The latest Economic Outlook published early in June this year by the OECD reported that unit profits made up a greater share of price increase than the unit labour costs during the pandemic. The report further adds that the employee share of national income remains near-historical lows with profit share near-high. Overall businesses have been the big beneficiaries of inflation so far.
Another report published by the IMF (June 26) clearly expressed the view that corporate profits have been the biggest contributor to inflation in Europe since 2021. The IMF report made the point that "rising corporate profits were the largest contributor to Europe's inflation over the past two years as companies increased prices by more than the spiking costs of imported energy".

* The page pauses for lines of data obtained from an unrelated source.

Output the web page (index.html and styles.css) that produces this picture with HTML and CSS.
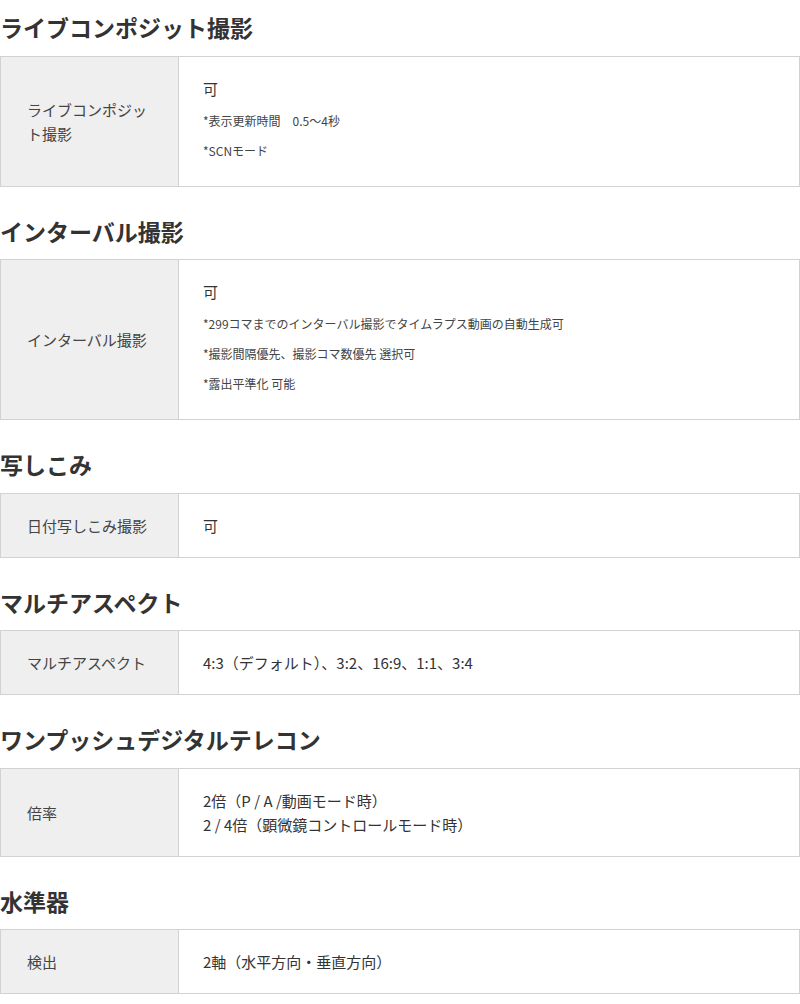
FILE: index.html
```html
<!DOCTYPE html>
<html lang="ja">
<head>
    <meta charset="UTF-8" />
    <meta name="viewport" content="width=device-width, initial-scale=1" />
    <title>仕様 - 撮影機能</title>
    <link rel="stylesheet" href="styles.css">
</head>
<body>

    <section class="spec">
        <h2>ライブコンポジット撮影</h2>
        <table class="spec-table">
            <tr>
                <th>ライブコンポジット撮影</th>
                <td>
                    <p>可</p>
                    <ul class="notes">
                        <li>*表示更新時間　0.5〜4秒</li>
                        <li>*SCNモード</li>
                    </ul>
                </td>
            </tr>
        </table>
    </section>

    <section class="spec">
        <h2>インターバル撮影</h2>
        <table class="spec-table">
            <tr>
                <th>インターバル撮影</th>
                <td>
                    <p>可</p>
                    <ul class="notes">
                        <li>*299コマまでのインターバル撮影でタイムラプス動画の自動生成可</li>
                        <li>*撮影間隔優先、撮影コマ数優先 選択可</li>
                        <li>*露出平準化 可能</li>
                    </ul>
                </td>
            </tr>
        </table>
    </section>

    <section class="spec">
        <h2>写しこみ</h2>
        <table class="spec-table">
            <tr>
                <th>日付写しこみ撮影</th>
                <td>可</td>
            </tr>
        </table>
    </section>

    <section class="spec">
        <h2>マルチアスペクト</h2>
        <table class="spec-table">
            <tr>
                <th>マルチアスペクト</th>
                <td>4:3（デフォルト）、3:2、16:9、1:1、3:4</td>
            </tr>
        </table>
    </section>

    <section class="spec">
        <h2>ワンプッシュデジタルテレコン</h2>
        <table class="spec-table">
            <tr>
                <th>倍率</th>
                <td>2倍（P / A /動画モード時）<br>2 / 4倍（顕微鏡コントロールモード時）</td>
            </tr>
        </table>
    </section>

    <section class="spec">
        <h2>水準器</h2>
        <table class="spec-table">
            <tr>
                <th>検出</th>
                <td>2軸（水平方向・垂直方向）</td>
            </tr>
        </table>
    </section>

</body>
</html>
```

FILE: styles.css
```css
* {
    box-sizing: border-box;
    margin: 0;
    padding: 0;
}

body {
    font-family: "Noto Sans CJK JP", "Noto Sans", sans-serif;
    background-color: #fff;
    color: #333;
    padding-top: 10px;
}

.spec {
    margin-top: 27px;
}

    .spec:first-child {
        margin-top: 0;
    }

    .spec h2 {
        font-size: 23px;
        line-height: 1.5;
        font-weight: bold;
        color: #333;
        margin-bottom: 11px;
    }

.spec-table {
    width: 100%;
    border-collapse: collapse;
    font-size: 15px;
    line-height: 24px;
}

    .spec-table th,
    .spec-table td {
        border: 1px solid #d2d2d2;
        padding: 20px 24px 19px;
        vertical-align: middle;
        text-align: left;
    }

    .spec-table th {
        width: 178px;
        padding-left: 26px;
        padding-right: 26px;
        font-weight: normal;
        background-color: #efefef;
        color: #444;
    }

.notes {
    list-style: none;
    margin-bottom: 6px;
}

    .notes li {
        font-size: 12px;
        line-height: 20px;
        margin-top: 10px;
        color: #444;
    }
```
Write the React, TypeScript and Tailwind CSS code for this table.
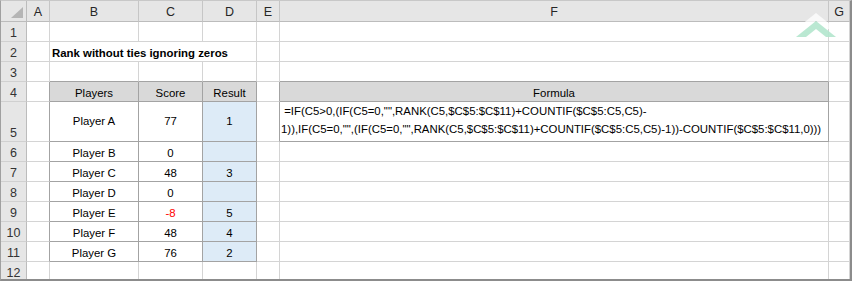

But there are other problems that need serious attention at this point in time ranging from cost of living crisis, deglobalisation, aging population, climate change to many other related issues including tighter global financial costs that could worsen debt distress of many developing countries. There is now great a likelihood of recession this year led by declining consumer spendings, investment in residential and commercial buildings and an inventory drawdown.
While inflationary pressures are forecast to continue to ease in subsequent quarters in 2023 in developed countries, it is unlikely to happen in developing countries like Bangladesh. This is because of high exchange rate of the US dollar, falling foreign exchange reserves and delayed pass through of higher food and energy (of which Bangladesh is a net importer) prices to the rising price pressures. According to the IMF, global food crisis may persist with prices still elevated.
The current spate of inflation in Bangladesh has largely been attributed to costs transmitted by disrupted supply chains enabling large importers and domestic businesses to jack up prices far more than the transmitted increased costs notwithstanding the hoarding by domestic business syndicates adding to further supply disruptions.


The existence business syndicates (cartels) in Bangladesh clearly points to the lack of competition enabling large firms to exercise their market power to increase prices. Bangladesh responded by culling imports of non-essentials and through fiscal austerity. The former would only further add to the inflation problem by further restricting supply given that essentials and non-essential consumer good are a matter of value judgement, and the latter has always proved to be a hard nut to crack.
This clearly shows Bangladesh's vulnerability to external market shocks but more importantly, taking advantage of these shocks excessive price increases by cartelised businesses in Bangladesh significantly contributed to increased profit margins, thus fuelling inflation. In fact, a very large portion of increased profits earned by Bangladeshi firms is economic rent. This is symptomatic of the economy where competition is arguably not as strong as it should be.
However, the study undertaken by the IMF published on June 26 (mentioned earlier) further added, "the results show that firms have passed on more than the nominal cost shocks, and have fared relatively better than workers". Also, the share of inflation caused by import prices reached its peak in mid 2022 and has since been falling. This clearly indicates that supply chain disruptions caused by the Covid-19 pandemic have largely been solved, yet businesses continue to hike prices anyway.